Posted under Chesapeake Bay
Yesterday, Gov. Martin O’Malley and U.S. Agriculture Secretary Tom Vilsack agreed to increase payments to farmers that plant trees rather than crops along streams or construct fences to keep livestock away from water. These measures help reduce that amount of fertilizer and pesticides that washes into the Bay.
The Baltimore Sun has the details:
The funds are meant to enhance participation in a 12-year-old federal-state conservation program that has enticed Maryland farmers to set aside 74,000 acres of cropland and pasture for environmental purposes. Officials hope the added incentives will increase the set-aside to 100,000 acres. Under the program, about 8 million trees have been planted statewide along streams. Of the federal funds, $165 million is to go toward paying farmers rent for leaving cropland fallow for as much as 15 years. Another $33 million is earmarked to help farmers pay for conservation practices such as fencing and watering troughs for livestock to keep them out of streams.
This is no doubt a positive development as agriculture remains the #1 source of nutrient pollution in the Bay. But it’s also a continuation of the voluntary, incentives based approach to controlling agriculture pollution that has been employed for decades with little success. It’s the kind of thing, unfortunately, that has made it seem like we are doing a lot to improve the Bay, even as things get worse.
At some point we will have to do more or the health of the Bay will continue to deteriorate.
One Response to “O’Malley Announces More Voluntary Measures To Reduce Pollution In Bay”


justdafacts on 27 Apr 2009 at 4:06 pm #
The term, “agriculture,” encompasses much more than commercial farming in most measures:
:justdafacts on August 2nd, 2007:
When we hear “agriculture” we think farming–production of food or other plant materials for consumption (cotton, tobacco, seed oils, hemp, other fibers, for example), but in most aggregate pollution assessments, including the just-released NOAA report, “agriculture” includes fertilizers and pesticides dumped on common land prevelant at new condo, townhouse, and single-family home developments. It also includes commercial and institutional landscape care.
That beautifully manicured new doctor park, office plaza, or strip mall is likely to have a maintenance crew going overboard with pesticides and fertilizers to keep it looking that way; that’s also tallied as “agricultural” pollution. Golf courses? Although low on my long list of reasons to vote against Gov Ehrlich, one was the hope that he would have less time to play golf if he had to earn a living in the private sector (little did I know about Womble Carlyle). Keeping his golfing greens green, believe it or not, is an “agricultural” use of fertilizers and pesticides.

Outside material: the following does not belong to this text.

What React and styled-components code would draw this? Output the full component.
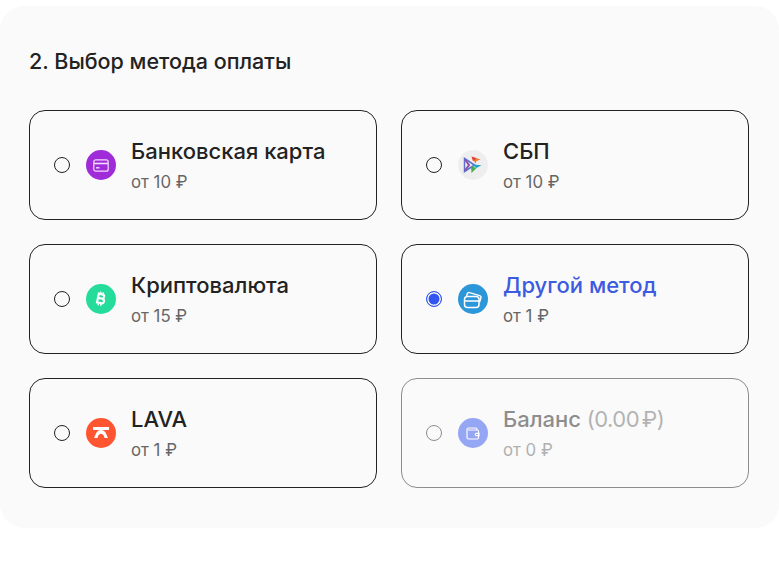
import React from 'react';
import styled, { createGlobalStyle } from 'styled-components';

const GlobalStyle = createGlobalStyle`
  html, body {
    margin: 0;
    padding: 0;
    background: #ffffff;
  }
  body {
    font-family: Inter, "Noto Sans", sans-serif;
    color: #222222;
  }
`;

const CardIcon = () => (
  <svg width="16" height="13" viewBox="0 0 16 13" fill="none" stroke="#f3dcfb" strokeWidth="1.200">
    <rect x="0.800" y="0.800" width="14.400" height="11.400" rx="2" />
    <path d="M1 4.500h14" strokeWidth="1.600" />
    <path d="M3 8.800h3.500" strokeWidth="1.400" />
  </svg>
);

const SbpIcon = () => (
  <svg width="20" height="20" viewBox="0 0 20 20" fill="none" strokeWidth="1.500">
    <path d="M1.500 3.500L11.500 10 1.500 16.500z" stroke="#5c6fd0" />
    <path d="M2 4.500L6 10l-4 5.500" stroke="#8d4ea8" strokeWidth="2" />
    <path d="M8.500 1.500l9 3-4 1.500-1 2.500z" fill="#ef7a2a" />
    <path d="M8.500 1.500l5 1.700-3.500 3z" fill="#e0443f" />
    <path d="M9 9.500l9.500 .8-5 2.700z" fill="#1fa2c9" />
    <path d="M8 11l5.500 2-5 5z" fill="#46ad52" />
  </svg>
);

const BitcoinIcon = () => (
  <svg width="12" height="16" viewBox="0 0 11 15" fill="none" stroke="#fff" strokeWidth="2" transform="rotate(12)">
    <path d="M2.500 3h3.400a2 2 0 0 1 0 4H2.500h4a2.200 2.200 0 0 1 0 4.400H2.500V3z" />
    <path d="M4 .8V3M6.500 .8V3M4 11.400v2.400M6.500 11.400v2.400" strokeWidth="1.300" />
  </svg>
);

const CardsIcon = () => (
  <svg width="20" height="19" viewBox="0 0 20 19" fill="none" stroke="#fff" strokeWidth="1.500">
    <rect x="1.500" y="6.500" width="14.500" height="11" rx="3" />
    <path d="M1.500 11h14.500" />
    <path d="M3.500 6l.9-2.400a1.700 1.700 0 0 1 2.100-1l10.200 3a1.700 1.700 0 0 1 1.200 2.100l-1.400 4.500" />
  </svg>
);

const LavaIcon = () => (
  <svg width="18" height="12" viewBox="0 0 18 12" fill="#fff">
    <path d="M1 0h16v3H1z" />
    <path d="M9 3c2.500 0 4 1.500 5 3.500L16 11h-3.400C12 9 11 6.800 9 6.800S6 9 5.400 11H2l2-4.500C5 4.500 6.500 3 9 3z" />
  </svg>
);

const WalletIcon = () => (
  <svg width="14" height="13" viewBox="0 0 14 13" fill="none" stroke="#fff" strokeWidth="1.200">
    <path d="M11 3V2.200A1.200 1.200 0 0 0 9.800 1H2.500A1.500 1.500 0 0 0 1 2.500v8A1.500 1.500 0 0 0 2.500 12h8.800a1.200 1.200 0 0 0 1.200-1.200V4.200A1.200 1.200 0 0 0 11.300 3H2" />
    <path d="M13 6.300h-2.500a1.200 1.200 0 0 0 0 2.400H13z" />
  </svg>
);

const methods = [
  { id: 'card', name: 'Банковская карта', price: 'от 10 ₽', color: '#a02bd8', Icon: CardIcon },
  { id: 'sbp', name: 'СБП', price: 'от 10 ₽', color: '#eeeeee', Icon: SbpIcon },
  { id: 'crypto', name: 'Криптовалюта', price: 'от 15 ₽', color: '#26dc9b', Icon: BitcoinIcon },
  { id: 'other', name: 'Другой метод', price: 'от 1 ₽', color: '#2b96d8', Icon: CardsIcon, selected: true },
  { id: 'lava', name: 'LAVA', price: 'от 1 ₽', color: '#ff5530', Icon: LavaIcon },
  { id: 'balance', name: 'Баланс', extra: '(0.00 ₽)', price: 'от 0 ₽', color: '#3355f0', Icon: WalletIcon, disabled: true },
];

export default function App() {
  return (
    <>
      <GlobalStyle />
      <Panel>
        <Title>2. Выбор метода оплаты</Title>
        <Grid>
          {methods.map(({ id, name, extra, price, color, Icon, selected, disabled }) => (
            <Method key={id} $disabled={disabled}>
              <Radio type="radio" name="method" defaultChecked={selected} disabled={disabled} />
              <IconCircle $color={color}>
                <Icon />
              </IconCircle>
              <Info>
                <Name $selected={selected}>
                  {name}
                  {extra && <Extra> {extra}</Extra>}
                </Name>
                <Price>{price}</Price>
              </Info>
            </Method>
          ))}
        </Grid>
      </Panel>
    </>
  );
}

const Panel = styled.div`
  margin-top: 6px;
  height: 522px;
  box-sizing: border-box;
  padding: 41px 30px 0 29px;
  background: #fafafa;
  border-radius: 24px;
`;

const Title = styled.div`
  font-size: 21.500px;
  line-height: 28px;
  font-weight: 550;
  color: #222222;
  margin-bottom: 35px;
`;

const Grid = styled.div`
  display: grid;
  grid-template-columns: 348px 348px;
  grid-auto-rows: 110px;
  gap: 24px;
`;

const Method = styled.label`
  display: flex;
  align-items: center;
  box-sizing: border-box;
  padding-left: 24px;
  border: 1px solid #222222;
  border-radius: 16px;
  opacity: ${(p) => (p.$disabled ? 0.5 : 1)};
`;

const Radio = styled.input`
  appearance: none;
  box-sizing: border-box;
  width: 16px;
  height: 16px;
  margin: 0 16px 0 0;
  border: 1px solid #222222;
  border-radius: 50%;
  background: transparent;

  &:checked {
    border-color: #3355f0;
    background: #3355f0;
    box-shadow: inset 0 0 0 1.500px #fafafa;
  }
`;

const IconCircle = styled.span`
  display: flex;
  align-items: center;
  justify-content: center;
  flex: none;
  width: 30px;
  height: 30px;
  margin-right: 15px;
  border-radius: 50%;
  background: ${(p) => p.$color};
`;

const Info = styled.span`
  display: flex;
  flex-direction: column;
  gap: 7px;
`;

const Name = styled.span`
  font-size: 22px;
  line-height: 26px;
  font-weight: 550;
  color: ${(p) => (p.$selected ? '#3d5be0' : '#222222')};
`;

const Extra = styled.span`
  margin-left: 3px;
  font-weight: 400;
  letter-spacing: -0.5px;
  word-spacing: -3px;
  opacity: 0.65;
`;

const Price = styled.span`
  font-size: 16.800px;
  line-height: 22px;
  color: #666666;
`;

Developers with the best intentions (I’m not being sarcastic) hire landscape architects and other experts to minimize runoff and reduce the need for fertilizers and pesticides–”think global, plant local”–but that message can’t help but getting lost on the mini-mansion community sales manager desperate to complete sales at Phase II of Spinnaker Greens at Woodland Farm. So he directs the maintenance staff to keep everything picture pefect green and lush…spray away… and, remember to put out those little warning signs on push-sticks. “Buyers and fee-paying existing owners like that. Show ‘em we were out here working.” Ditto for the office park manager afraid she’ll lose tenants to that new office park with the on-site fitness center.